Kartoffeln und Kräuterseitlinge
Das zeigt sich auch beim dritten und letzten Supermarkt des nächtlichen Streifzugs. Dafür müssen beide über einen Zaun und eine Mauer klettern. Den Hausfriedensbruch nehmen sie in Kauf: „Ich kann kein schlechtes Gewissen habne, wenn ich Müll klaue“, sagt Susanne. Bislang sei das meistens gut gegangen. Ein paar Mitarbeiter hätten sie schon mal verscheucht. „Anzeige hat noch nie jemand erstattet. Wenn uns jemand erwischt, dann nehmen wir die Beine in die Hand und hauen ab“, sagt Joshua. Nur zehn Minuten später kommen beide mit vollen Tüten wieder. Ein Großteil ihrer Beute ist Bio: Kräuter-Seitlinge, Baguette, Würstchen, Käse, sogar ein paar Avocados haben die beiden ergattert. „Das war ziemlich erfolgreich“, bilanziert Susanne. Zwischen 60 und 80 Euro, schätzen die beiden, hätten sie für die gesamten Lebensmittel aus den Containern im Laden bezahlt. Zu Ostern wird es „definitiv etwas mit Kartoffeln“ geben, davon haben beide noch genug. Vielleicht mit Kräuterseitlingen. Das wahre Festmahl erwartet sie ohnehin erst nach Ostern - wenn aller Festtags-Überfluss im Müll gelandet ist. (*Namen geändert)

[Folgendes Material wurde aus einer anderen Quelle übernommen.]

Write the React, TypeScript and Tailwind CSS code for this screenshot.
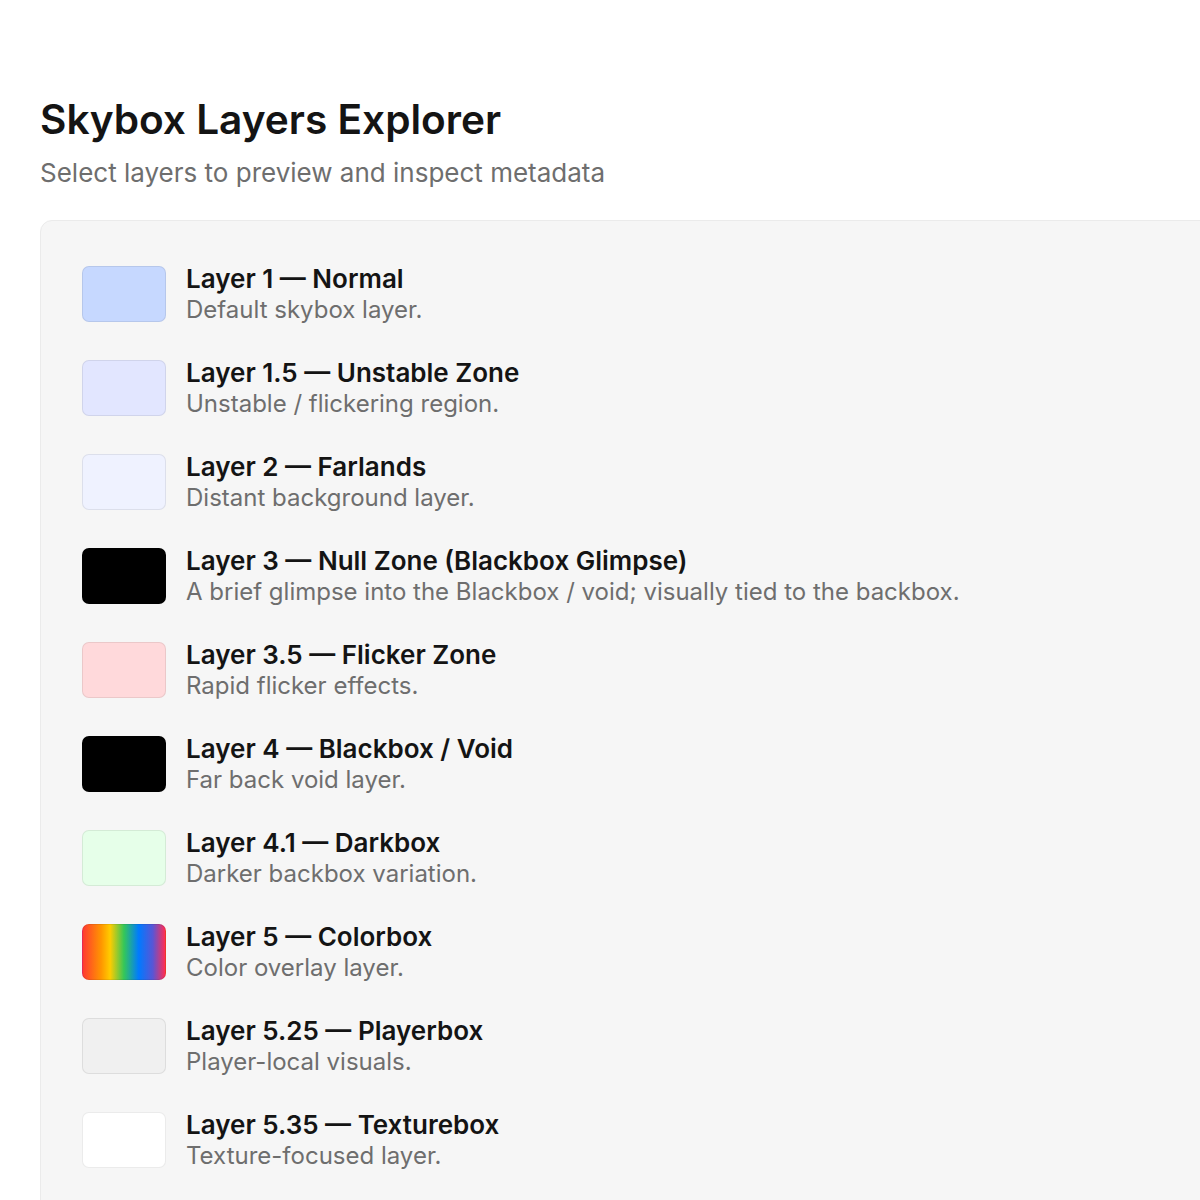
import React from "react";

type Layer = {
  id: string;
  title: string;
  desc: string;
  swatch: string;
};

const layers: Layer[] = [
  { id: "1", title: "Layer 1 — Normal", desc: "Default skybox layer.", swatch: "bg-[#c6d8ff]" },
  { id: "1.5", title: "Layer 1.5 — Unstable Zone", desc: "Unstable / flickering region.", swatch: "bg-[#e2e6ff]" },
  { id: "2", title: "Layer 2 — Farlands", desc: "Distant background layer.", swatch: "bg-[#eff2ff]" },
  {
    id: "3",
    title: "Layer 3 — Null Zone (Blackbox Glimpse)",
    desc: "A brief glimpse into the Blackbox / void; visually tied to the backbox.",
    swatch: "bg-black",
  },
  { id: "3.5", title: "Layer 3.5 — Flicker Zone", desc: "Rapid flicker effects.", swatch: "bg-[#ffd9db]" },
  { id: "4", title: "Layer 4 — Blackbox / Void", desc: "Far back void layer.", swatch: "bg-black" },
  { id: "4.1", title: "Layer 4.1 — Darkbox", desc: "Darker backbox variation.", swatch: "bg-[#e6ffe9]" },
  {
    id: "5",
    title: "Layer 5 — Colorbox",
    desc: "Color overlay layer.",
    swatch:
      "bg-[linear-gradient(90deg,#ff3b30_0%,#ff9500_22%,#ffcc00_33%,#34c759_50%,#007aff_68%,#5856d6_85%,#ff2d55_100%)]",
  },
  { id: "5.25", title: "Layer 5.25 — Playerbox", desc: "Player-local visuals.", swatch: "bg-[#f0f0f0]" },
  { id: "5.35", title: "Layer 5.35 — Texturebox", desc: "Texture-focused layer.", swatch: "bg-white" },
];

function LayerRow({ layer }: { layer: Layer }) {
  return (
    <div className="flex items-center gap-[20px]">
      <div
        className={`h-[56px] w-[84px] shrink-0 rounded-[7px] border border-black/[0.08] ${layer.swatch}`}
      />
      <div className="flex flex-col">
        <div className="text-[26px] leading-[32px] font-semibold text-[#141414]">{layer.title}</div>
        <div className="text-[24px] leading-[30px] text-[#6e6e6e]">{layer.desc}</div>
      </div>
    </div>
  );
}

export default function App() {
  return (
    <div
      className="h-[1200px] w-full overflow-hidden bg-white"
      style={{ fontFamily: "Inter, 'Noto Sans', sans-serif" }}
    >
      <div className="pl-[40px] pt-[95px]">
        <h1 className="text-[40.6px] leading-[50px] font-semibold text-[#141414]">
          Skybox Layers Explorer
        </h1>
        <p className="mt-[10px] text-[26px] leading-[36px] text-[#6e6e6e]">
          Select layers to preview and inspect metadata
        </p>
        <div className="mt-[29px] w-[1240px] rounded-[12px] border border-[#ebebeb] bg-[#f6f6f6] pl-[41px] pt-[42px] pb-[40px]">
          <div className="flex flex-col gap-[32px]">
            {layers.map((l) => (
              <LayerRow key={l.id} layer={l} />
            ))}
          </div>
        </div>
      </div>
    </div>
  );
}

Kapazitäten der Essener Tafel begrenzt
Warum landen noch so viele verwertbare Lebensmittel im Müll, wo es doch in Essen seit 1995 eine Tafel gibt, die Supermarkt-Überschüsse an Bedürftige verteilt? Jörg Sartor, Vorsitzender des ehrenamtlichen Vereins, nennt dafür zwei Gründe: „Zum einen schaffen wir es nicht, mit sechs Fahrzeugen und der Anzahl ehrenamtlicher Mitarbeiter alle Supermärkte abzufahren. Außerdem fahren wir manche Geschäfte nicht an, weil es sich für uns schlichtweg nicht lohnt.“ Acht bis zehn Tonnen sammelt die Essener Tafel am Tag ein. Das sei eine Menge, dennoch werde noch zu viel weggeworfen. Das Containern steht deswegen nicht in Konkurrenz zu der Tafel, die die Lebensmittel natürlich nicht aus dem Müll bekommt.
Containern ist rechtlich bedenklich
Supermarktketten wie Tengelmann, zu der auch Kaisers gehört, gehen mit dem Containern eher defensiv um. „Unsere Container sind meistens abgeschlossen, da kommt man für gewöhnlich nicht dran“, sagt eine Sprecherin.
Rechtlich ist die Lebensmitteljagd nicht unbedenklich: „Sicherlich muss jeder Fall einzeln bewertet werden. Wird ein Hausfriedensbruch angezeigt, droht eine Geld- oder Freiheitsstrafe bis zu einem Jahr“, so Polizeisprecherin Tanja Hagelüken. Da Müll als geringwertige Sache gilt, müsse der Strafbestand des Diebstahls ebenfalls individuell geprüft werden.